There is also an art studio with suggested projects for kids to work on, and a small movie theater that shows short (~15 minute) movies based on picture book stories. My three-year-old’s favorite part of our visit was the scavenger hunt for footprints from the various Brown Bear animals, which also encouraged us to explore the museum fully (and she got a temporary tattoo as a prize when we found everything!). I would definitely recommend visiting this museum if you’re looking for a special activity for little kids on a winter afternoon. With all of the things to see and do, you can easily spend two to three hours here.
For me, the highlights of our cross-country drive were Pittsburgh and St. Louis. I’ve blogged a few times before about my love for Pittsburgh, but I’d never been to St. Louis before. I was really excited to see the Gateway Arch, which is part of the Jefferson National Expansion Memorial, and is an awesome example of architecture and engineering in the 1960s.
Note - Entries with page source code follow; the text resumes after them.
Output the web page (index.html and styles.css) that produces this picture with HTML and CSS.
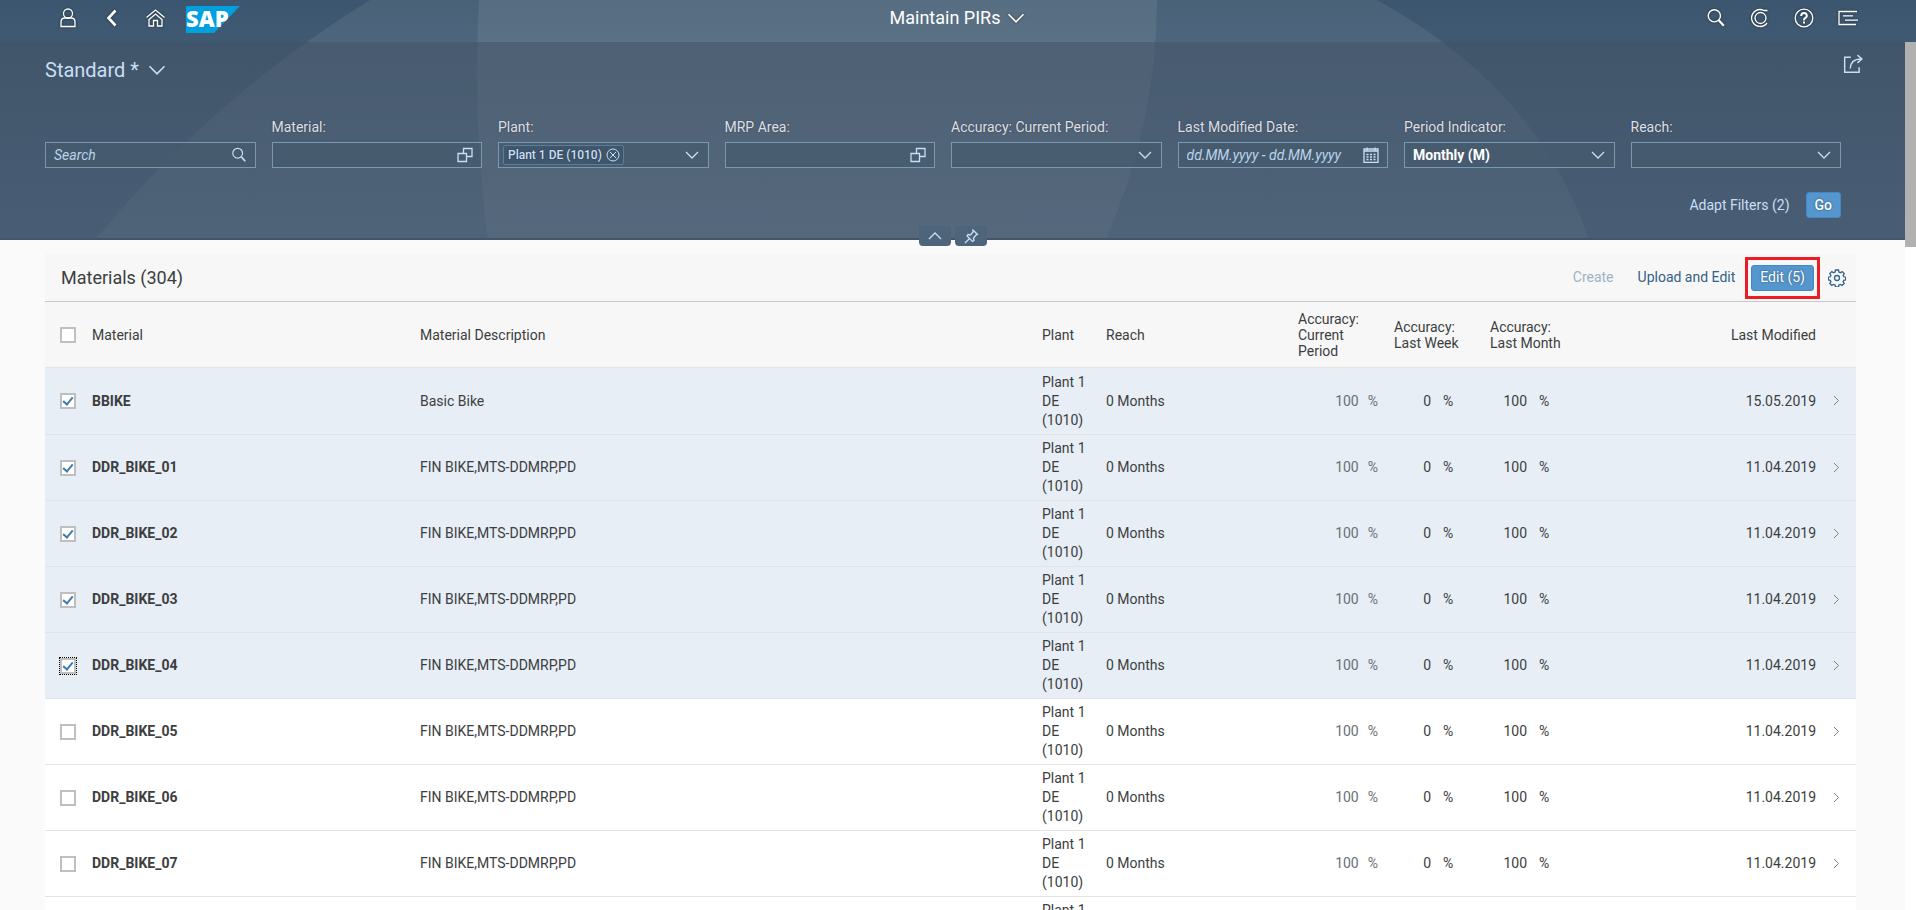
FILE: index.html
```
<!DOCTYPE html>
<html lang="en">
<head>
    <meta charset="UTF-8">
    <meta name="viewport" content="width=device-width, initial-scale=1.0">
    <title>Maintain PIRs</title>
    <link rel="stylesheet" href="styles.css">
</head>
<body>
    <!-- shared icons -->
    <svg class="symbols" aria-hidden="true">
        <symbol id="icon-down" viewBox="0 0 16 16"><path d="M2 5l6 6 6-6"/></symbol>
        <symbol id="icon-up" viewBox="0 0 16 16"><path d="M2 11l6-6 6 6"/></symbol>
        <symbol id="icon-right" viewBox="0 0 16 16"><path d="M6 3l4.500 4.500L6 12"/></symbol>
        <symbol id="icon-search" viewBox="0 0 18 18"><circle cx="7.500" cy="7" r="5.500"/><path class="thick" d="M11.500 11l4.500 5"/></symbol>
        <symbol id="icon-valuehelp" viewBox="0 0 16 16"><path d="M1 6.500h8.500v8H1zM6.500 6.500v-5h8.500v8H9.500"/></symbol>
    </svg>

    <svg class="backdrop" viewBox="0 0 1916 240" preserveAspectRatio="none" aria-hidden="true">
        <path d="M370 0Q215 95 95 240H1589Q1538 88 1377 0z"/>
        <path d="M479 0C475 80 477 160 488 240H1106Q1157 120 1157 0z"/>
    </svg>

    <header class="shell">
        <div class="shell-start">
            <button class="icon-button" aria-label="User">
                <svg class="icon" viewBox="0 0 20 20"><circle cx="10" cy="5.500" r="4.500"/><path d="M3 18.500v-4.500q0-4 4-4h6q4 0 4 4v4.500z"/></svg>
            </button>
            <button class="icon-button" aria-label="Back">
                <svg class="icon back" viewBox="0 0 20 20"><path d="M13.500 2.500L6.500 10l7 7.500"/></svg>
            </button>
            <button class="icon-button" aria-label="Home">
                <svg class="icon" viewBox="0 0 20 20"><path d="M.5 9.500l9-7.500 9 7.500M2.500 12l7-6 7 6M3 11.500V18h4.500v-5.500h4V18H16v-6.500"/></svg>
            </button>
            <a class="logo" href="#" aria-label="SAP home">
                <svg viewBox="0 0 54 27">
                    <path fill="#009fdf" d="M0 0h54L28 27H0z"/>
                    <text x="0" y="21" fill="#fff">SAP</text>
                </svg>
            </a>
        </div>
        <button class="shell-title">Maintain PIRs <svg class="icon"><use href="#icon-down"/></svg></button>
        <div class="shell-end">
            <button class="icon-button" aria-label="Search"><svg class="icon"><use href="#icon-search"/></svg></button>
            <button class="icon-button" aria-label="CoPilot">
                <svg class="icon" viewBox="0 0 20 20"><path d="M17.500 2.500H14Q12 1.500 10 1.500A8.500 8.500 0 1 0 17 15"/><circle cx="10.500" cy="10" r="5.500"/></svg>
            </button>
            <button class="icon-button" aria-label="Help">
                <svg class="icon" viewBox="0 0 20 20"><circle cx="10" cy="10" r="8.800"/><path class="thick" d="M7.200 8q0-3 2.800-3T12.800 8q0 1-1.500 1.900T10 12.400M10 13.600v2"/></svg>
            </button>
            <button class="icon-button" aria-label="Notifications">
                <svg class="icon" viewBox="0 0 20 20"><path d="M19 3.500H1v13h17M5 7.800h10M7 12.200h13"/></svg>
            </button>
        </div>
    </header>

    <div class="viewport">
        <main class="page">
            <section class="filters">
                <div class="variant-row">
                    <button class="variant">Standard * <svg class="icon"><use href="#icon-down"/></svg></button>
                    <button class="icon-button" aria-label="Share">
                        <svg class="icon" viewBox="0 0 18 18"><path d="M7 3H1.500v13.500h13V12M6.500 13q.5-8.500 9.500-8.500M13 1l4 3.500L13 8"/></svg>
                    </button>
                </div>
                <form class="filter-grid">
                    <div class="field">
                        <div class="control">
                            <input type="search" placeholder="Search" aria-label="Search">
                            <svg class="icon"><use href="#icon-search"/></svg>
                        </div>
                    </div>
                    <div class="field">
                        <label for="material">Material:</label>
                        <div class="control">
                            <input type="text" id="material">
                            <svg class="icon"><use href="#icon-valuehelp"/></svg>
                        </div>
                    </div>
                    <div class="field">
                        <label for="plant">Plant:</label>
                        <div class="control tokens">
                            <span class="token">Plant 1 DE (1010)
                                <button type="button" aria-label="Remove"><svg viewBox="0 0 14 14"><circle cx="7" cy="7" r="6"/><path d="M4 4l6 6M10 4l-6 6"/></svg></button>
                            </span>
                            <input type="text" id="plant">
                            <svg class="icon"><use href="#icon-down"/></svg>
                        </div>
                    </div>
                    <div class="field">
                        <label for="area">MRP Area:</label>
                        <div class="control">
                            <input type="text" id="area">
                            <svg class="icon"><use href="#icon-valuehelp"/></svg>
                        </div>
                    </div>
                    <div class="field">
                        <label for="accuracy">Accuracy: Current Period:</label>
                        <div class="control">
                            <select id="accuracy"><option></option></select>
                            <svg class="icon"><use href="#icon-down"/></svg>
                        </div>
                    </div>
                    <div class="field">
                        <label for="modified">Last Modified Date:</label>
                        <div class="control">
                            <input type="text" id="modified" placeholder="dd.MM.yyyy - dd.MM.yyyy">
                            <svg class="icon" viewBox="0 0 16 16"><path d="M1 2h14v13.500H1zM1 4h14M4 .5v3M12 .5v3"/><path class="dots" d="M3.500 7.500h9M3.500 10h9M3.500 12.500h9"/></svg>
                        </div>
                    </div>
                    <div class="field">
                        <label for="period">Period Indicator:</label>
                        <div class="control">
                            <select id="period"><option>Monthly (M)</option></select>
                            <svg class="icon"><use href="#icon-down"/></svg>
                        </div>
                    </div>
                    <div class="field">
                        <label for="reach">Reach:</label>
                        <div class="control">
                            <select id="reach"><option></option></select>
                            <svg class="icon"><use href="#icon-down"/></svg>
                        </div>
                    </div>
                </form>
                <div class="filter-actions">
                    <button class="link-button">Adapt Filters (2)</button>
                    <button class="primary">Go</button>
                </div>
                <div class="header-toggles">
                    <button aria-label="Collapse header"><svg class="icon"><use href="#icon-up"/></svg></button>
                    <button aria-label="Pin header">
                        <svg class="icon" viewBox="0 0 16 16"><path d="M10 2l4.500 4.500-1.500.5-2.500 3 .5 2.500-1.500 1L4 8l1-1.500 2.500.5 2.500-3zM6.500 10.500L2 15"/></svg>
                    </button>
                </div>
            </section>

            <section class="panel">
                <div class="toolbar">
                    <h2>Materials (304)</h2>
                    <button class="text-button" disabled>Create</button>
                    <button class="text-button">Upload and Edit</button>
                    <span class="highlight"><button class="primary">Edit (5)</button></span>
                    <button class="icon-button settings" aria-label="Settings">
                        <svg class="icon" viewBox="0 0 18 18"><circle cx="9" cy="9" r="2.500"/><path d="M7.500 1h3l.4 2 1.500.7 1.800-1.100 2 2-1.100 1.800.6 1.400 2 .4v2.600l-2 .5-.6 1.400 1.100 1.800-2 2-1.800-1.100-1.500.6-.4 2h-3l-.4-2-1.500-.6-1.800 1.100-2-2 1.100-1.800-.6-1.400-2-.5V8.200l2-.4.6-1.400-1.100-1.800 2-2 1.800 1.100L7.100 3z"/></svg>
                    </button>
                </div>
                <table class="materials">
                    <colgroup>
                        <col class="col-check">
                        <col class="col-material">
                        <col>
                        <col class="col-plant">
                        <col class="col-reach">
                        <col class="col-accuracy">
                        <col class="col-accuracy">
                        <col class="col-accuracy">
                        <col class="col-modified">
                        <col class="col-nav">
                    </colgroup>
                    <thead>
                        <tr>
                            <th><input type="checkbox" aria-label="Select all"></th>
                            <th>Material</th>
                            <th>Material Description</th>
                            <th>Plant</th>
                            <th>Reach</th>
                            <th>Accuracy: Current Period</th>
                            <th>Accuracy: Last Week</th>
                            <th>Accuracy: Last Month</th>
                            <th class="date">Last Modified</th>
                            <th></th>
                        </tr>
                    </thead>
                    <tbody id="materialRows"></tbody>
                </table>
            </section>
        </main>
        <div class="scrollbar" aria-hidden="true"><div class="scrollbar-thumb"></div></div>
    </div>

    <script>
        const bike = 'FIN BIKE,MTS-DDMRP,PD';
        const materials = [
            { name: 'BBIKE', description: 'Basic Bike', modified: '15.05.2019', selected: true },
            { name: 'DDR_BIKE_01', description: bike, modified: '11.04.2019', selected: true },
            { name: 'DDR_BIKE_02', description: bike, modified: '11.04.2019', selected: true },
            { name: 'DDR_BIKE_03', description: bike, modified: '11.04.2019', selected: true },
            { name: 'DDR_BIKE_04', description: bike, modified: '11.04.2019', selected: true, focused: true },
            { name: 'DDR_BIKE_05', description: bike, modified: '11.04.2019' },
            { name: 'DDR_BIKE_06', description: bike, modified: '11.04.2019' },
            { name: 'DDR_BIKE_07', description: bike, modified: '11.04.2019' },
            { name: 'DDR_BIKE_08', description: bike, modified: '11.04.2019' }
        ];

        document.getElementById('materialRows').innerHTML = materials.map((item) => `
            <tr class="${item.selected ? 'selected' : ''}">
                <td><input type="checkbox" class="${item.focused ? 'focused' : ''}" aria-label="Select ${item.name}" ${item.selected ? 'checked' : ''}></td>
                <td class="name">${item.name}</td>
                <td>${item.description}</td>
                <td>Plant 1 DE (1010)</td>
                <td>0 Months</td>
                <td><div class="percent current"><span>100</span><span>%</span></div></td>
                <td><div class="percent"><span>0</span><span>%</span></div></td>
                <td><div class="percent"><span>100</span><span>%</span></div></td>
                <td class="date">${item.modified}</td>
                <td class="nav"><svg class="icon"><use href="#icon-right"/></svg></td>
            </tr>`).join('');
    </script>
</body>
</html>
```
FILE: styles.css
```
* {
    box-sizing: border-box;
}

body {
    font-family: Roboto, Arial, sans-serif;
    font-size: 14px;
    line-height: 19px;
    color: #3c3e40;
    background-color: #fafafa;
    margin: 0;
    display: flex;
    flex-direction: column;
    height: 100vh;
    overflow: hidden;
    position: relative;
}

button, input, select {
    font: inherit;
    color: inherit;
    background: none;
    border: none;
    margin: 0;
    padding: 0;
}

button {
    cursor: pointer;
}

.symbols {
    position: absolute;
    width: 0;
    height: 0;
}

.icon {
    width: 16px;
    height: 16px;
    flex: none;
    display: block;
    fill: none;
    stroke: currentColor;
    stroke-width: 1.3;
}

.thick {
    stroke-width: 2;
}

.icon-button {
    display: flex;
}

/* header background behind the shell bar and the filters */
.backdrop {
    position: absolute;
    top: 0;
    left: 0;
    width: 100%;
    height: 240px;
    background: linear-gradient(#3b566e, #405a73 18%, #506c87);
    fill: rgba(255, 255, 255, 0.075);
}

/* shell bar */
.shell {
    position: relative;
    display: grid;
    grid-template-columns: 1fr auto 1fr;
    align-items: center;
    height: 42px;
    flex: none;
    padding: 0 58px 6px;
    color: #ffffff;
    text-shadow: 0 0 2px rgba(0, 0, 0, 0.6);
}

.shell-start, .shell-end {
    display: flex;
    align-items: center;
    gap: 24px;
}

.shell-end {
    justify-content: flex-end;
}

.shell .icon {
    width: 20px;
    height: 20px;
    filter: drop-shadow(0 0 1px rgba(0, 0, 0, 0.5));
}

.shell .back {
    stroke-width: 2.6;
}

.logo {
    margin: 3px 0 0 -4px;
}

.logo svg {
    display: block;
    width: 54px;
    height: 27px;
}

.logo text {
    font-family: "Open Sans", Arial, sans-serif;
    font-size: 22px;
    font-weight: 800;
    text-shadow: none;
}

.shell-title {
    display: flex;
    align-items: center;
    gap: 6px;
    font-size: 18px;
    line-height: 36px;
}

.viewport {
    position: relative;
    display: flex;
    flex: 1;
    min-height: 0;
}

.page {
    flex: 1;
    min-width: 0;
    overflow: hidden;
}

.scrollbar {
    width: 11px;
    background-color: #ffffff;
}

.scrollbar-thumb {
    height: 205px;
    background-color: #b1b1b1;
}

/* filter bar */
.filters {
    position: relative;
    height: 198px;
    padding: 12px 64px 0 45px;
    background-color: rgba(66, 80, 97, 0.5);
    border-bottom: 2px solid #40566c;
    color: #c8dff5;
    text-shadow: 0 0 2px rgba(0, 0, 0, 0.3);
}

.variant-row {
    display: flex;
    justify-content: space-between;
    align-items: flex-start;
    height: 32px;
    margin-right: -22px;
}

.variant {
    display: flex;
    align-items: center;
    gap: 8px;
    font-size: 20px;
    line-height: 32px;
}

.variant-row .icon {
    width: 20px;
    height: 20px;
}

.filter-grid {
    display: grid;
    grid-template-columns: repeat(8, 1fr);
    gap: 16px;
    margin-top: 30px;
}

.field {
    display: flex;
    flex-direction: column;
    justify-content: flex-end;
    height: 52px;
    gap: 5px;
}

.field label {
    color: #dcdfe2;
    line-height: 20px;
}

.control {
    display: grid;
    align-items: center;
    grid-template-columns: 1fr;
    height: 26px;
    border: 1px solid #7a97b3;
    background-color: rgba(70, 90, 110, 0.7);
}

.control > input, .control > select, .control > .icon {
    grid-area: 1 / 1;
}

.control > .icon {
    justify-self: end;
    margin-right: 8px;
    pointer-events: none;
}

.control input, .control select {
    width: 100%;
    min-width: 0;
    height: 24px;
    padding: 0 32px 0 8px;
    appearance: none;
    outline: none;
}

.control select {
    color: #ffffff;
    font-weight: 700;
}

.control input::placeholder {
    color: #b9d4ea;
    font-style: italic;
    opacity: 1;
}

.control .dots {
    stroke-width: 1.6;
    stroke-dasharray: 2 1.5;
}

.control.tokens {
    display: flex;
}

.token {
    display: flex;
    align-items: center;
    gap: 4px;
    flex: none;
    height: 20px;
    margin-left: 4px;
    padding: 0 3px 0 4px;
    border: 1px solid #5b7d9c;
    border-radius: 2px;
    background-color: #40566b;
    font-size: 12px;
    font-weight: 500;
}

.token button {
    display: flex;
}

.token svg {
    width: 14px;
    height: 14px;
    fill: none;
    stroke: currentColor;
}

.filter-actions {
    display: flex;
    justify-content: flex-end;
    align-items: center;
    gap: 16px;
    margin-top: 24px;
}

.primary {
    height: 26px;
    padding: 0 8px;
    background-color: #5496cd;
    border: 1px solid #4289c6;
    border-radius: 3px;
    color: #ffffff;
    text-shadow: 0 0 2px rgba(0, 0, 0, 0.5);
}

.filter-actions .primary {
    font-weight: 500;
}

.header-toggles {
    position: absolute;
    left: 0;
    right: 0;
    bottom: -8px;
    display: flex;
    justify-content: center;
    gap: 4px;
}

.header-toggles button {
    display: flex;
    align-items: center;
    justify-content: center;
    width: 32px;
    height: 20px;
    background-color: #4e647b;
    border-radius: 0 0 4px 4px;
}

/* table */
.panel {
    margin: 14px 49px 0 45px;
}

.toolbar {
    display: flex;
    align-items: center;
    height: 48px;
    padding: 0 10px 0 16px;
    background-color: #f7f7f7;
    border-bottom: 1px solid #c8c8c8;
}

.toolbar h2 {
    flex: 1;
    margin: 0;
    font-size: 18px;
    font-weight: 400;
}

.text-button {
    margin-right: 24px;
    color: #346187;
}

.text-button:disabled {
    color: #9fb4c6;
}

.text-button + .highlight {
    margin-left: -14px;
}

.highlight {
    display: flex;
    padding: 5px 3px;
    border: 3px solid #ed1c24;
}

.settings {
    margin-left: 8px;
    color: #346187;
}

.settings .icon {
    width: 18px;
    height: 18px;
}

.materials {
    width: 100%;
    table-layout: fixed;
    border-collapse: separate;
    border-spacing: 0;
    background-color: #ffffff;
}

.col-check {
    width: 39px;
}

.col-material {
    width: 328px;
}

.col-plant {
    width: 64px;
}

.col-reach {
    width: 192px;
}

.col-accuracy {
    width: 96px;
}

.col-modified {
    width: 246px;
}

.col-nav {
    width: 32px;
}

.materials th, .materials td {
    height: 66px;
    padding: 4px 8px;
    border-bottom: 1px solid #e3e3e3;
    text-align: left;
    vertical-align: middle;
    font-weight: 400;
}

.materials th {
    background-color: #f7f7f7;
    line-height: 16px;
}

.materials tbody tr:first-child td {
    height: 67px;
}

.materials .selected td {
    background-color: #e7eef6;
}

.materials th:first-child, .materials td:first-child {
    padding: 0 0 0 15px;
}

.materials .name {
    font-weight: 700;
}

.materials .date {
    text-align: right;
}

.materials .nav {
    padding: 0;
    color: #808080;
}

.nav .icon {
    margin-left: 4px;
    stroke-width: 1;
}

.percent {
    display: flex;
    gap: 12px;
}

.percent span:first-child {
    width: 37px;
    text-align: right;
}

.percent.current {
    justify-content: flex-end;
    gap: 9px;
    color: #6a7075;
}

input[type="checkbox"] {
    appearance: none;
    display: block;
    width: 16px;
    height: 16px;
    border: 2px solid #bfbfbf;
    background-color: #ffffff;
}

input[type="checkbox"]:checked::after {
    content: "";
    display: block;
    width: 4px;
    height: 8px;
    margin: 0 auto;
    border: solid #427cac;
    border-width: 0 2px 2px 0;
    transform: rotate(40deg);
}

input[type="checkbox"].focused {
    outline: 1px dotted #000000;
}
```
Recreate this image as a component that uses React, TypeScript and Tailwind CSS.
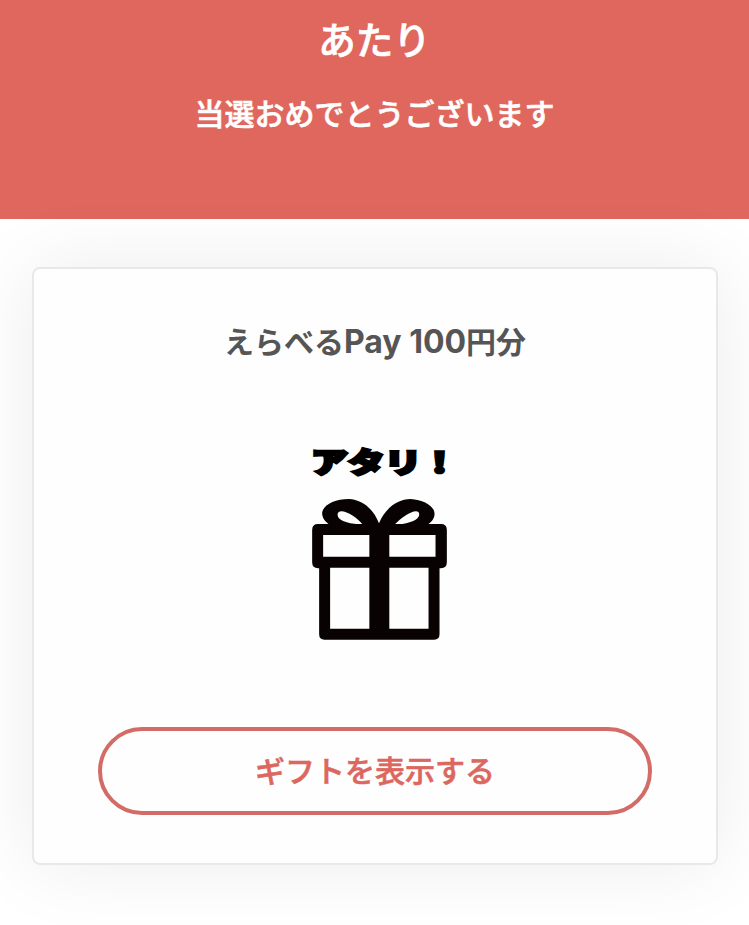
function GiftIcon({ className }: { className?: string }) {
  return (
    <svg className={className} viewBox="66 54 405 424" fill="none">
      {/* Ribbon */}
      <path
        fill="#080202"
        fillRule="evenodd"
        d="M120 132C104 122 96 110 96 96C98 72 134 54 176 54C218 56 250 84 267 127C286 82 322 54 362 54C402 56 434 76 434 98C434 112 426 122 412 132L298 140H236ZM217 130C204 112 172 91 154 91C144 91 140 98 144 108C150 121 184 130 217 130ZM314 131C332 112 362 91 378 91C388 91 390 99 386 107C378 121 346 130 314 131Z"
      />
      {/* Box and lid */}
      <path
        fill="#080202"
        fillRule="evenodd"
        d="M84 129H453Q471 129 471 147V244Q471 262 453 262H449V461Q449 477 433 477H103Q87 477 87 461V262H84Q66 262 66 244V147Q66 129 84 129ZM99 162V228H238V162ZM298 162V228H437V162ZM120 261V444H238V261ZM298 261V444H416V261Z"
      />
    </svg>
  )
}

function PrizeArt() {
  return (
    <div className="flex flex-col items-center">
      <p className="mt-[2px] ml-[16px] h-[30px] w-[144px] origin-center scale-y-[0.76] whitespace-nowrap text-[37px] leading-[30px] font-black tracking-[-0.3px] text-black [-webkit-text-stroke:3.5px_black]">
        アタリ！
      </p>
      <GiftIcon className="mt-[21px] ml-[9px] h-[141px] w-[135px]" />
    </div>
  )
}

export default function App() {
  return (
    <main className="h-[925px] w-full overflow-hidden bg-white font-['Inter','Noto_Sans_CJK_JP',sans-serif]">
      {/* Header */}
      <header className="h-[219px] bg-[#e0675e] pt-[14px] text-center text-white">
        <h1 className="text-[37.5px] leading-[54px] font-medium [-webkit-text-stroke:0.7px_white]">
          あたり
        </h1>
        <p className="mt-[24px] text-[30px] leading-[44px] font-medium [-webkit-text-stroke:0.6px_white]">
          当選おめでとうございます
        </p>
      </header>

      {/* Prize card */}
      <section className="mx-[32px] mt-[48px] flex h-[598px] w-[686px] flex-col items-center rounded-lg border-2 border-[#e8e8e8] bg-[#fefefe] pt-[51px] shadow-[0_0_80px_rgba(0,0,0,0.08)]">
        <h2 className="text-[30px] leading-[44px] font-bold text-[#555]">
          えらべる<span className="text-[32px]">Pay 100</span>円分
        </h2>
        <div className="mt-[82px]">
          <PrizeArt />
        </div>
        <button className="mt-[87px] h-[88px] w-[554px] rounded-full border-4 border-[#d36b66] pt-px text-[30px] font-medium text-[#dc675f] [-webkit-text-stroke:0.6px_#dc675f]">
          ギフトを表示する
        </button>
      </section>
    </main>
  )
}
Obviously the arch is huge, but I never fully appreciated its scale before seeing it in person. The top of the arch looks so sleek that I never expected there to be enough room inside for a tram to carry passengers to the top, where they can get out and enjoy views of St. Louis and the Mississippi River.
After visiting the arch, we had a fantastic lunch at PW Pizza. You can get gluten-free crust and vegan cheese on any pizza, so we had a “Popeye and Olive Oil” pizza (cleverly named: roasted garlic olive oil, spinach, roasted red pepper) with those substitutions and vegan sausage on half of the pizza. Best lunch of our road trip!